The book describes the beautiful fruit garden around the city of Lava, and that the garden was built by Chandragupta Maurya, the grandfather of Ashoka. The ancient book ‘Ashokavadana’ a collection of stories written by Buddhist monks and translated by Jean Przyluski, tells of how his ministers who secretly treated him with contempt, were ordered to cut down each and every flower from the trees in the Chandragupta Garden of the city of Luv.
As it was virtually impossible for such an act to be completed, Ashoka allegedly cut off the heads of all the 500 ministers. Again the figure 500 ministers seems gross and has been challenged, but if this was even partially true, it was an act that has probably never taken place in history. This is how the cruel ‘Chandrashoka’ has been described.
These books also mention that Ashoka was in reality the illegitimate son of his father and he killed his six legitimate princes to ascend the throne. These acts took place over a four-year period before he ascended the throne. One source states that it is possible that Ashoka was not the rightful heir to the throne and he killed his brothers to acquire the throne.
However, the scholar Jean Przyluski is of the opinion that Buddhist writers could have exaggerated these events in an attempt to portray him as evil before his conversion to Buddhism.
But the story that attracted me to write this column was that one day Ashoka was walking through his garden with his concubines. He was in a happy mood and lay down under a beautiful ‘Ashoka’ tree. He went to sleep and the women, who did not like Ashoka and his acts, cut down flowers and branches of the tree. He woke up to a trimmed tree and burnt alive the concubines.
Now this seems improbable that 500 concubines were burnt alive. But then the Chinese traveller Faxian as well as the traveller Xuanzang, both claim that Ashoka spent special session learning how to torture people. Mind you there is an Ashoka pillar titled ‘Hell’ one near Taxila and the other near Patna.
As regards other rulers who ruled Lahore and the Punjab, there is the case of the Mughal emperor Akbar who invited the Punjabi freedom fighter Dullah Bhatti. He opposed the huge land tax imposed by the Mughals. Through trickery Dullah was called to the Lahore Fort, where he was allegedly skinned and hung alive outside the Akbari Gate. Dullah lies buried in the Miani Sahib graveyard.
Then there is the case of the Mughal emperor Jahangir and how he treated Guru Arjan Singh, the fifth of the ten Sikh gurus. As he refused to marry his son Hargobind to a Hindu minister of the emperor, he was bricked up in a room of the minister in Lahore’s Mochi Gate next to Lal Khoo, a sacred place that an Afghan mullah has taken over to extract money from people.
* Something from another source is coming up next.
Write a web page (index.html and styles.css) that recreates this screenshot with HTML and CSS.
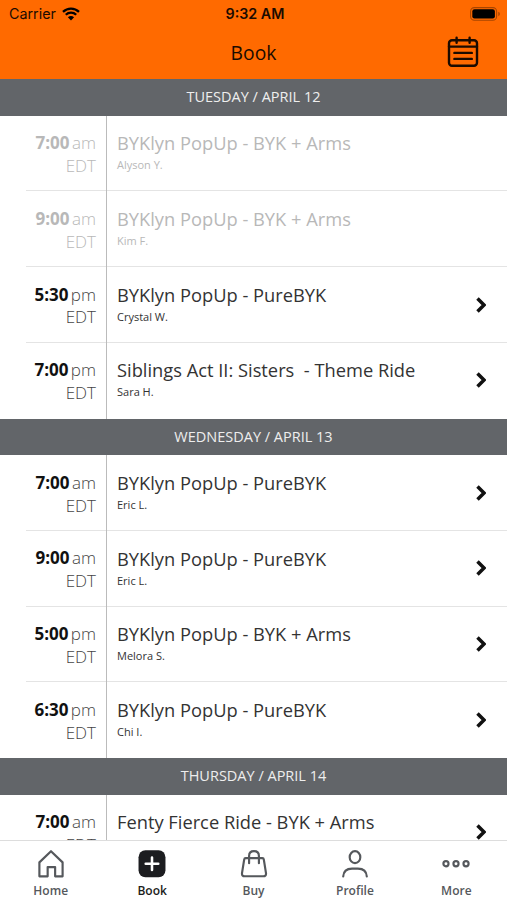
FILE: index.html
```html
<!DOCTYPE html>
<html lang="en">
<head>
    <meta charset="UTF-8">
    <meta name="viewport" content="width=device-width, initial-scale=1.0">
    <title>Book</title>
    <link rel="stylesheet" href="styles.css">
</head>
<body>
    <div class="app">
        <header class="header">
            <div class="status">
                <div class="status__carrier">
                    Carrier
                    <svg class="wifi" width="18" height="14" viewBox="0 0 18 14">
                        <path d="M1 4.8a11.6 11.6 0 0 1 16 0M3.8 7.8a7.4 7.4 0 0 1 10.4 0" fill="none" stroke="#000" stroke-width="2.3"/>
                        <path d="M9 13.5 5.9 10.3a4.6 4.6 0 0 1 6.2 0z"/>
                    </svg>
                </div>
                <div class="status__time">9:32 AM</div>
                <svg class="battery" width="31" height="14" viewBox="0 0 31 14">
                    <rect x=".6" y=".6" width="26" height="12.6" rx="3.8" fill="none" stroke="#a84500" stroke-width="1.1"/>
                    <rect x="2.3" y="2.3" width="22.6" height="9.2" rx="2.2"/>
                    <path d="M28.3 4.8v4.4q1.6-.6 1.6-2.2t-1.6-2.2z" fill="#a84500"/>
                </svg>
            </div>
            <div class="title">
                <h1>Book</h1>
                <svg class="calendar" width="32" height="32" viewBox="0 0 32 32" fill="none" stroke="#1b0b00" stroke-width="2.4" stroke-linecap="round">
                    <rect x="2" y="4.2" width="28" height="25.6" rx="3"/>
                    <path d="M2 10.6h28M9.6 1.8v5M22.6 1.8v5M7.4 16.9h17.4M7.4 22.9h17.4"/>
                </svg>
            </div>
        </header>

        <main class="schedule">
            <section>
                <h2 class="day">TUESDAY / APRIL 12</h2>
                <ul>
                    <li class="class class--past">
                        <div class="class__time"><b>7:00</b> <span>am</span><br>EDT</div>
                        <div class="class__info"><h3>BYKlyn PopUp - BYK + Arms</h3><p>Alyson Y.</p></div>
                    </li>
                    <li class="class class--past">
                        <div class="class__time"><b>9:00</b> <span>am</span><br>EDT</div>
                        <div class="class__info"><h3>BYKlyn PopUp - BYK + Arms</h3><p>Kim F.</p></div>
                    </li>
                    <li class="class">
                        <div class="class__time"><b>5:30</b> <span>pm</span><br>EDT</div>
                        <div class="class__info"><h3>BYKlyn PopUp - PureBYK</h3><p>Crystal W.</p></div>
                        <svg class="chevron" viewBox="0 0 10 16"><path d="M1.5 1.5 8 8l-6.5 6.5"/></svg>
                    </li>
                    <li class="class">
                        <div class="class__time"><b>7:00</b> <span>pm</span><br>EDT</div>
                        <div class="class__info"><h3>Siblings Act II: Sisters  - Theme Ride</h3><p>Sara H.</p></div>
                        <svg class="chevron" viewBox="0 0 10 16"><path d="M1.5 1.5 8 8l-6.5 6.5"/></svg>
                    </li>
                </ul>
            </section>
            <section>
                <h2 class="day">WEDNESDAY / APRIL 13</h2>
                <ul>
                    <li class="class">
                        <div class="class__time"><b>7:00</b> <span>am</span><br>EDT</div>
                        <div class="class__info"><h3>BYKlyn PopUp - PureBYK</h3><p>Eric L.</p></div>
                        <svg class="chevron" viewBox="0 0 10 16"><path d="M1.5 1.5 8 8l-6.5 6.5"/></svg>
                    </li>
                    <li class="class">
                        <div class="class__time"><b>9:00</b> <span>am</span><br>EDT</div>
                        <div class="class__info"><h3>BYKlyn PopUp - PureBYK</h3><p>Eric L.</p></div>
                        <svg class="chevron" viewBox="0 0 10 16"><path d="M1.5 1.5 8 8l-6.5 6.5"/></svg>
                    </li>
                    <li class="class">
                        <div class="class__time"><b>5:00</b> <span>pm</span><br>EDT</div>
                        <div class="class__info"><h3>BYKlyn PopUp - BYK + Arms</h3><p>Melora S.</p></div>
                        <svg class="chevron" viewBox="0 0 10 16"><path d="M1.5 1.5 8 8l-6.5 6.5"/></svg>
                    </li>
                    <li class="class">
                        <div class="class__time"><b>6:30</b> <span>pm</span><br>EDT</div>
                        <div class="class__info"><h3>BYKlyn PopUp - PureBYK</h3><p>Chi I.</p></div>
                        <svg class="chevron" viewBox="0 0 10 16"><path d="M1.5 1.5 8 8l-6.5 6.5"/></svg>
                    </li>
                </ul>
            </section>
            <section>
                <h2 class="day">THURSDAY / APRIL 14</h2>
                <ul>
                    <li class="class">
                        <div class="class__time"><b>7:00</b> <span>am</span><br>EDT</div>
                        <div class="class__info"><h3>Fenty Fierce Ride - BYK + Arms</h3></div>
                        <svg class="chevron" viewBox="0 0 10 16"><path d="M1.5 1.5 8 8l-6.5 6.5"/></svg>
                    </li>
                </ul>
            </section>
        </main>

        <nav class="tabs">
            <a class="tab">
                <svg viewBox="0 0 30 30"><path d="M3.2 27.8V13.6L15 2.2l11.8 11.4v14.2h-7.6v-9.4h-7.6v9.4z"/></svg>
                Home
            </a>
            <a class="tab tab--active">
                <svg viewBox="0 0 30 30"><rect class="fill" x="1.3" y="1.3" width="27.4" height="27.4" rx="7"/><path class="plus" d="M15 8.6v12.8M8.6 15h12.8"/></svg>
                Book
            </a>
            <a class="tab">
                <svg viewBox="0 0 30 30"><path d="M6.5 9.3h17q1.3 0 1.5 1.5l2.2 13.7q.3 3.2-2.7 3.2h-19q-3 0-2.7-3.2L5 10.8q.2-1.5 1.5-1.5zM10 14.5V7q0-4.8 5-4.8T20 7v7.5"/></svg>
                Buy
            </a>
            <a class="tab">
                <svg viewBox="0 0 30 30"><ellipse cx="15" cy="8.3" rx="5.4" ry="6.1"/><path d="M3 28q.5-8 9-8h6q8.5 0 9 8"/></svg>
                Profile
            </a>
            <a class="tab">
                <svg viewBox="0 0 30 30"><circle cx="4.8" cy="15" r="2.6"/><circle cx="15" cy="15" r="2.6"/><circle cx="25.2" cy="15" r="2.6"/></svg>
                More
            </a>
        </nav>
    </div>
</body>
</html>
```
FILE: styles.css
```css
* {
    margin: 0;
    padding: 0;
    box-sizing: border-box;
}
body {
    font-family: "Open Sans", "Noto Sans", sans-serif;
    background: #fff;
    color: #222;
}
ul {
    list-style: none;
}
.app {
    width: 100%;
    height: 900px;
    display: flex;
    flex-direction: column;
    overflow: hidden;
}

/* header */
.header {
    height: 79px;
    flex: none;
    background: #ff6a00;
    color: #1b0b00;
}
.status {
    height: 27px;
    padding: 0 6px 0 9px;
    display: grid;
    grid-template-columns: 1fr auto 1fr;
    align-items: center;
    font-family: Inter, sans-serif;
    font-size: 14.3px;
}
.status__carrier {
    display: flex;
    align-items: center;
    gap: 6px;
}
.status__time {
    font-weight: 600;
}
.battery {
    justify-self: end;
}
.title {
    height: 50px;
    padding: 0 28px;
    display: grid;
    grid-template-columns: 1fr auto 1fr;
    align-items: center;
}
.title h1 {
    grid-column: 2;
    font-size: 19.3px;
    font-weight: 400;
}
.calendar {
    justify-self: end;
}

/* schedule */
.schedule {
    flex: 1;
    min-height: 0;
    overflow: hidden;
}
.day {
    height: 36.8px;
    line-height: 36.4px;
    background: #626569;
    color: #eee;
    font-size: 14.5px;
    font-weight: 400;
    text-align: center;
}
.class {
    height: 75.7px;
    display: flex;
    background: linear-gradient(#e4e4e4, #e4e4e4) 26px 100% / 100% 1px no-repeat;
}
.class:last-child {
    background: none;
}
.class__time {
    width: 107px;
    padding: 16.4px 10px 0 0;
    border-right: 1px solid #bbb;
    text-align: right;
    font-size: 17px;
    font-weight: 300;
    line-height: 22.8px;
    word-spacing: -2px;
    color: #444;
}
.class__time b {
    font-weight: 700;
    color: #111;
}
.class__info {
    flex: 1;
    padding: 14.6px 0 0 10px;
}
.class__info h3 {
    font-size: 18.3px;
    font-weight: 400;
    line-height: 25px;
    white-space: pre;
    color: #333;
}
.class__info p {
    font-size: 11px;
    line-height: 20px;
    color: #333;
}
.class--past .class__time,
.class--past .class__time b,
.class--past h3,
.class--past p {
    color: #b8b8b8;
}
.chevron {
    width: 10px;
    height: 16px;
    margin: 29.4px 21px 0 0;
    fill: none;
    stroke: #111;
    stroke-width: 3.5;
}

/* bottom tabs */
.tabs {
    height: 60px;
    flex: none;
    display: flex;
    border-top: 1px solid #ddd;
    background: #fff;
}
.tab {
    flex: 1;
    padding-top: 7.5px;
    display: flex;
    flex-direction: column;
    align-items: center;
    gap: 4px;
    font-size: 12px;
    font-weight: 600;
    line-height: 18px;
    color: #55585c;
}
.tab svg {
    width: 30px;
    height: 30px;
    fill: none;
    stroke: #55585c;
    stroke-width: 2.2;
    stroke-linecap: round;
    stroke-linejoin: round;
}
.tab--active {
    color: #1c1d20;
}
.tab .fill {
    fill: #1c1d20;
    stroke: none;
}
.tab .plus {
    stroke: #fff;
    stroke-width: 2.6;
}
```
Hazrat Mian Mir used to come every day and threw ‘Rafique’s barfi’ and ‘Bers’ from the Lal Khoo tree from the bricked-up top window. After three months Jahangir discovered the Guru was healthy. He chained and marched him to the fort, where he was put on a hot iron plate. Such was Jahangir’s terror.
Mian Mir asked the emperor to at least let him have a bath in the River Ravi. Guru Arjan never returned from the dive. Legend has it that he will return on the Day of Reckoning. A well in Gurdwara Dera Sahib opposite the fort is where he dived and will allegedly return.
In the fort so many people have been tortured. Gen. Ziaul Haq tortured so many journalists and politicians who wished that the Army stay away from politics. He jailed ZA Bhutto and ultimately hung him on trumped-up charges. Even now things are no better – if not worse. A record number of journalists have been jailed, lashed and even killed.
But then power makes rulers commit the cruelest of acts. The various famous people who were tortured and killed, even skinned alive in the Lahore Fort, are numerous. While Ashoka certainly did after a long period of extreme cruelty, convert to Buddhism, and to a reputation of kindness, his stability was built on his cruel act of ‘consolidation’.
Our readers know a lot about the current treatment of journalists; one famous TV anchor being murdered abroad. To assume that a foreigner did it is childish. Mind you, we live in a period of record cruelty, where politics and profit go hand in hand. Now even laws are being changed to suit the armed rulers. One hopes better times return.